Mechanisms of alternative splicing of Vascular Endothelial Growth Factor in hypoxia

Vascular endothelial growth factor (VEGF) promotes angiogenesis. VEGF has different isoforms with different functions that are generated by alternative splicing (AS).There are several proteins that participate in splicing, including serine-arginine-rich splicing factors (SRSF).SRSF are activated by kinases such as serine arginine rich protein kinases (SRPKs). Hypoxia has been shown to upregulate VEGF in several cancers. Others have demonstrated that hypoxia up-regulates SRSF proteins, which subsequently increases just the VEGF 121 isoforms in endometrial carcinoma cells. We previously showed that in hypoxic leukemia cells VEGF isoforms were spliced differently and VEGF 121 levels were inversely correlated with levels of WT1, a transcription factor. In acute lymphoblastic leukemia cells, VEGF165 and WT1 were significantly increased by hypoxia. In chronic myelogenous leukemia cells, hypoxia increased both VEGF165 and VEGF121 levels with little change in WT1 levels. Since others have shown that WT1 suppresses SRPK1 levels in sarcoma cells, our data in leukemia cells were consistent with an inverse relation between WT1 and VEGF 121 levels.
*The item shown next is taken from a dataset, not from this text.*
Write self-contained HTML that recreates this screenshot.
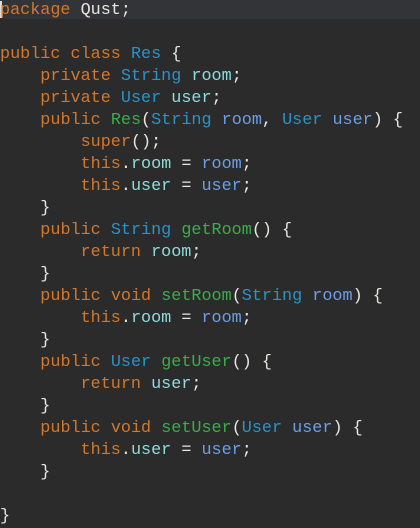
<!DOCTYPE html>
<html><head><meta charset="utf-8"><style>
html,body{margin:0;padding:0;background:#2b2b2b;width:420px;height:526px;overflow:hidden}
.hl{position:absolute;left:0;top:0;width:420px;height:19px;background:#333437}
.cur{position:absolute;left:0;top:1px;width:2px;height:17px;background:#ddd}
pre{position:absolute;left:0;top:0px;margin:0;font-family:"Liberation Mono",monospace;font-size:16.8px;line-height:22px;color:#e8e6e0}
.k{color:#d2782e}.t{color:#2a93c8}.f{color:#8edcdc}.p{color:#6e9ee6}.m{color:#3aae4a}
</style></head><body>
<div class="hl"></div><div class="cur"></div>
<pre><span class="k">package</span> Qust;

<span class="k">public</span> <span class="k">class</span> <span class="t">Res</span> {
    <span class="k">private</span> <span class="t">String</span> <span class="f">room</span>;
    <span class="k">private</span> <span class="t">User</span> <span class="f">user</span>;
    <span class="k">public</span> <span class="m">Res</span>(<span class="t">String</span> <span class="p">room</span>, <span class="t">User</span> <span class="p">user</span>) {
        <span class="k">super</span>();
        <span class="k">this</span>.<span class="f">room</span> = <span class="p">room</span>;
        <span class="k">this</span>.<span class="f">user</span> = <span class="p">user</span>;
    }
    <span class="k">public</span> <span class="t">String</span> <span class="m">getRoom</span>() {
        <span class="k">return</span> <span class="f">room</span>;
    }
    <span class="k">public</span> <span class="k">void</span> <span class="m">setRoom</span>(<span class="t">String</span> <span class="p">room</span>) {
        <span class="k">this</span>.<span class="f">room</span> = <span class="p">room</span>;
    }
    <span class="k">public</span> <span class="t">User</span> <span class="m">getUser</span>() {
        <span class="k">return</span> <span class="f">user</span>;
    }
    <span class="k">public</span> <span class="k">void</span> <span class="m">setUser</span>(<span class="t">User</span> <span class="p">user</span>) {
        <span class="k">this</span>.<span class="f">user</span> = <span class="p">user</span>;
    }

}</pre>
</body></html>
The aim of this study was to determine if hypoxic conditions activated SRPK1/SRPK2 in leukemic cells to alter splicing of VEGF isoforms. The results indicated that hypoxia does not change mRNA levels of SRPK1/SRPK2, although protein levels need to be examined. Another possible explanation could be that other splicing kinases may be responsible for altering the VEGF 121 levels in leukemia cells. A better understanding of the mechanism of AS of VEGF could lead to new therapy targeting specific isoforms.